Thursday, April 10, 2014

Balance vs Randomization

Australian soldiers playing the two-coin toss game "two up".
Two up requires balance prior to randomization.
According to a 2010 report by the National Research Council (National Academies), the "primary benefit from randomizing clinical trial participants into treatment and control groups comes from balancing the distributions of known and unknown characteristics among these groups prior to study treatments."

It is a simple matter to see that this is not true and that randomization does not imply balancing.

Remember back to gym class and those times where the teams were chosen at random and how mad you got because Bobby and Sue were on the other team and you only got Steve and how unfair that was (and there is no way Jesse was as good as Sue).  Or the time where the gym teacher made an effort to balance the two teams by carefully pairing people of equal ability and assigning them to different teams.

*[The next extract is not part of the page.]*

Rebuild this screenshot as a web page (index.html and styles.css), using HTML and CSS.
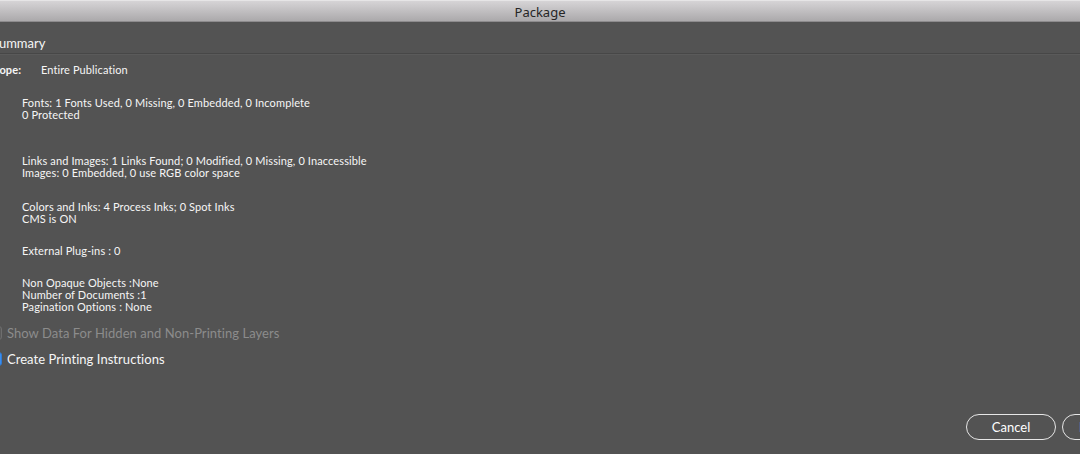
FILE: index.html
```html
<!DOCTYPE html>
<html>
<head>
<meta charset="utf-8">
<link rel="stylesheet" href="styles.css">
</head>
<body>
<div class="window">
  <div class="titlebar">Package</div>
  <div class="content">
    <div class="section-header">Summary</div>
    <div class="scope">
      <span class="scope-label">Scope:</span>
      <span class="scope-value">Entire Publication</span>
    </div>
    <div class="info info-fonts">
      <div>Fonts: 1 Fonts Used, 0 Missing, 0 Embedded, 0 Incomplete</div>
      <div>0 Protected</div>
    </div>
    <div class="info info-links">
      <div>Links and Images: 1 Links Found; 0 Modified, 0 Missing, 0 Inaccessible</div>
      <div>Images: 0 Embedded, 0 use RGB color space</div>
    </div>
    <div class="info info-colors">
      <div>Colors and Inks: 4 Process Inks; 0 Spot Inks</div>
      <div>CMS is ON</div>
    </div>
    <div class="info info-plugins">
      <div>External Plug-ins : 0</div>
    </div>
    <div class="info info-misc">
      <div>Non Opaque Objects :None</div>
      <div>Number of Documents :1</div>
      <div>Pagination Options : None</div>
    </div>
    <label class="check check-disabled"><span class="box"></span><span>Show Data For Hidden and Non-Printing Layers</span></label>
    <label class="check check-on"><span class="box"></span><span>Create Printing Instructions</span></label>
  </div>
  <div class="footer">
    <button class="btn">Cancel</button>
    <button class="btn">Package...</button>
  </div>
</div>
</body>
</html>
```
FILE: styles.css
```css
html, body {
  margin: 0;
  padding: 0;
  width: 1080px;
  height: 454px;
  overflow: hidden;
  background: #535353;
}
.window {
  width: 1080px;
  height: 454px;
  display: flex;
  flex-direction: column;
  font-family: "Lato", "Liberation Sans", sans-serif;
  color: #f6f6f6;
}
.titlebar {
  height: 20px;
  line-height: 22px;
  text-align: center;
  font-family: "Noto Sans", "Liberation Sans", sans-serif;
  font-size: 13px;
  color: #262626;
  background: linear-gradient(#d6d4d6, #aba9ab);
  border-top: 1px solid #e6e5e6;
  border-bottom: 1px solid #8d8b8d;
}
.content {
  margin-left: -12px;
  display: flex;
  flex-direction: column;
}
.section-header {
  margin-top: 13px;
  padding-left: 4px;
  font-size: 13px;
  line-height: 16px;
  padding-bottom: 2px;
  border-bottom: 1px solid #474747;
  box-shadow: 0 1px 0 #5a5a5a;
  width: 1200px;
}
.scope {
  margin-top: 10px;
  display: flex;
  font-size: 11px;
  line-height: 12px;
  letter-spacing: 0.1px;
}
.scope-label {
  width: 53px;
  font-weight: bold;
}
.info {
  padding-left: 34px;
  font-size: 11px;
  line-height: 12px;
  letter-spacing: 0.12px;
}
.info-fonts { margin-top: 21px; }
.info-links { margin-top: 34px; }
.info-colors { margin-top: 22px; }
.info-plugins { margin-top: 20px; }
.info-misc { margin-top: 20px; }
.check {
  display: flex;
  align-items: center;
  gap: 5px;
  font-size: 13px;
  line-height: 16px;
  letter-spacing: 0.05px;
}
.check-disabled {
  margin-top: 12px;
  color: #8c8c8c;
}
.check-on {
  margin-top: 10px;
  color: #f6f6f6;
}
.box {
  width: 14px;
  height: 14px;
  border-radius: 3px;
  box-sizing: border-box;
  flex: none;
}
.check-disabled .box {
  border: 1px solid #6e6e6e;
  background: #5a5a5a;
}
.check-on .box {
  background: #3a8ef0;
  border: 1px solid #2f7ad4;
}
.footer {
  margin-top: auto;
  margin-bottom: 14px;
  margin-right: -72px;
  display: flex;
  justify-content: flex-end;
  gap: 6px;
}
.btn {
  width: 90px;
  height: 26px;
  border: 1.5px solid #e6e6e6;
  border-radius: 13px;
  background: transparent;
  color: #ffffff;
  font-family: "Lato", "Liberation Sans", sans-serif;
  font-size: 13px;
  padding: 0;
}
```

Random assignment does not imply balancing and balancing implies non-random assignment.

Of course the authors of the report, who are highly respected statisticians, know this.  The authors are more careful in some other parts of the report - putting "probabilistically" in parenthesis before "balances" in another similar paragraph.  Moreover, when the authors do discuss the technical reason for randomized control trials they cite the arguments by Rubin (discussed in an earlier post).

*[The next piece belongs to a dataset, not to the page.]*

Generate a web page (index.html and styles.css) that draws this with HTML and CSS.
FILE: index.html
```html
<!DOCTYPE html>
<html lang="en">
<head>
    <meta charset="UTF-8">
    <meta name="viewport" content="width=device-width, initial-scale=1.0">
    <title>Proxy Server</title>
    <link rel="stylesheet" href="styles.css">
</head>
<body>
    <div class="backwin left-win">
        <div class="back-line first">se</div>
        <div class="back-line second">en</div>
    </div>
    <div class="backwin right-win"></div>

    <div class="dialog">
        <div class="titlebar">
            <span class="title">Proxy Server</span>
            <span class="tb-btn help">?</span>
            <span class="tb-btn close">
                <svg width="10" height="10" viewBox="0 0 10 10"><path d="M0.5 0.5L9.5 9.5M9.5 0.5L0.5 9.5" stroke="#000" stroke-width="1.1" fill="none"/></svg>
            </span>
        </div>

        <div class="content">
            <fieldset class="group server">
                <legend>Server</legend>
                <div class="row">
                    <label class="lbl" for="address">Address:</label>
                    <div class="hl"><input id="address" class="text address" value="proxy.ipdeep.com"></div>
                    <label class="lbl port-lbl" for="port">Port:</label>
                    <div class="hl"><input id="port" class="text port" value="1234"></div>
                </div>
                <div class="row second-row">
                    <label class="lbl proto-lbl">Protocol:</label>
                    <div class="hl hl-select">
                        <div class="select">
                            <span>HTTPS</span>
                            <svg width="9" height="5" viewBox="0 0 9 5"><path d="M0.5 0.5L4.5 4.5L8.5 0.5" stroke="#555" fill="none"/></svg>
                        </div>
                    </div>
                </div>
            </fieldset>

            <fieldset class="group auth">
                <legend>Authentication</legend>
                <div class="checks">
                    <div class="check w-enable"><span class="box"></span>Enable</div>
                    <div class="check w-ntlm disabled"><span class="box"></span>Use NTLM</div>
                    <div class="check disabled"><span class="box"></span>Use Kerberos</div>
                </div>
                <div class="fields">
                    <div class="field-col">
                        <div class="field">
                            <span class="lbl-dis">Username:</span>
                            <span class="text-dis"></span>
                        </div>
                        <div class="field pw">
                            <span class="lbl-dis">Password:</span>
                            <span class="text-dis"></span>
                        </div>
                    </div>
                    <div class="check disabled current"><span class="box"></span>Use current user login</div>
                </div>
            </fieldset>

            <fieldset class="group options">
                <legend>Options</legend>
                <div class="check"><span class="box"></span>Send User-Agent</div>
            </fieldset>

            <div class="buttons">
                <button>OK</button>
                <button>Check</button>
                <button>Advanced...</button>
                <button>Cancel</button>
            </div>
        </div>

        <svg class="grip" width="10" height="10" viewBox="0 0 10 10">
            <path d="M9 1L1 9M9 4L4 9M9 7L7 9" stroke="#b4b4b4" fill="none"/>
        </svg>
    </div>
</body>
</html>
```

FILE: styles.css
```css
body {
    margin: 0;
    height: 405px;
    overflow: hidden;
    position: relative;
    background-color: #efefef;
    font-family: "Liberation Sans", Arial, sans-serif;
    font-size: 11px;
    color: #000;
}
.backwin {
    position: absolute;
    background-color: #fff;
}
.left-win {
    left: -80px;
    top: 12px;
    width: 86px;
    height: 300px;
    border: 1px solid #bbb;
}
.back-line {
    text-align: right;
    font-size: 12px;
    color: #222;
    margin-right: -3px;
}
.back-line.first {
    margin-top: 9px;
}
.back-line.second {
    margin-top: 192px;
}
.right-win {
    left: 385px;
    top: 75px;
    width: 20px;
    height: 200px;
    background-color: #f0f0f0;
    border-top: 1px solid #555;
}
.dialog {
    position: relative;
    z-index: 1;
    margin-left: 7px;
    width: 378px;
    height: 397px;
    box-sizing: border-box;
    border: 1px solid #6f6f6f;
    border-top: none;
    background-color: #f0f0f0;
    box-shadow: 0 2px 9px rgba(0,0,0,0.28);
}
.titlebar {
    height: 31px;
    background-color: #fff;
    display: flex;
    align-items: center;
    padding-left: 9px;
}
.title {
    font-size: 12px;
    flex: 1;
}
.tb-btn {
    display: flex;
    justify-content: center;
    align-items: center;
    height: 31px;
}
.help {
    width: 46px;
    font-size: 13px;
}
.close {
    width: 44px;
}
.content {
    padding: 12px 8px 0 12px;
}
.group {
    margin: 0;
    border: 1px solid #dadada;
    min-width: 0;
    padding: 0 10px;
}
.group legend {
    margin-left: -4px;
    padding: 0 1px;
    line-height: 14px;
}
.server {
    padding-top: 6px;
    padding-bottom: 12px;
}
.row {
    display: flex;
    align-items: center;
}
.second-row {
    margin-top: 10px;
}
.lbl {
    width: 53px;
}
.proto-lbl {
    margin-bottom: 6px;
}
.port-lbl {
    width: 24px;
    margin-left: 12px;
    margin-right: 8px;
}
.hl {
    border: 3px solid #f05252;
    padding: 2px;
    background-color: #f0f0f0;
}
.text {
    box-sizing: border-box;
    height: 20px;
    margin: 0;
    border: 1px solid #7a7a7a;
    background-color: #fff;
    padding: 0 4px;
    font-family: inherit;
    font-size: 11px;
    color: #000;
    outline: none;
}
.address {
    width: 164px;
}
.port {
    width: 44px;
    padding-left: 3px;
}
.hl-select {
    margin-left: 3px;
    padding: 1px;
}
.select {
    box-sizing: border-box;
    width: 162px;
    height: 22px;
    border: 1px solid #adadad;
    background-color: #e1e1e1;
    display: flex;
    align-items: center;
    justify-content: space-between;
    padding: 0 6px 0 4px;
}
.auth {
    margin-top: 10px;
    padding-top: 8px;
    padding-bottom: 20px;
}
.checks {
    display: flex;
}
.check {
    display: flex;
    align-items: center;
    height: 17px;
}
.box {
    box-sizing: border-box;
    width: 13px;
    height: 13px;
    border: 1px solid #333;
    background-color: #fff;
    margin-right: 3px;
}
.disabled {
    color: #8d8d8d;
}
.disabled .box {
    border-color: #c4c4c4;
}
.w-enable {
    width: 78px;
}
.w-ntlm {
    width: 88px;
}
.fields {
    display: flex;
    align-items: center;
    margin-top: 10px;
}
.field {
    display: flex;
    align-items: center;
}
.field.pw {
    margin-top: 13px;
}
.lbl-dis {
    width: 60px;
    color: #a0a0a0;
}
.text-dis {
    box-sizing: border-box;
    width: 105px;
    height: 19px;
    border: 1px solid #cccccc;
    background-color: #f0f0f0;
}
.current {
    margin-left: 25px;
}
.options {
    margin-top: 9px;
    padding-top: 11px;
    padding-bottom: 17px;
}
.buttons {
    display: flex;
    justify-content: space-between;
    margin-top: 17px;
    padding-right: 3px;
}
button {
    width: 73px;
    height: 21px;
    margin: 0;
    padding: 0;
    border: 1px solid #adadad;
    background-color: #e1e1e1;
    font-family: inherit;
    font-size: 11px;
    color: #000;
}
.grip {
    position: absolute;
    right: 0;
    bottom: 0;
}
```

The problem with perpetuating the myth that balancing is implied by randomization, is that lay people and regulators may look askance at unbalanced studies, mistaking "unbalance" for "non-random".  Worse, we may see reporting bias and publication bias because studies with unbalanced populations or unbalanced treatment arms are held back.  Worse still, we may see (or not see) efforts to "balance" the trial through non-random assignment of patients to treatment arms.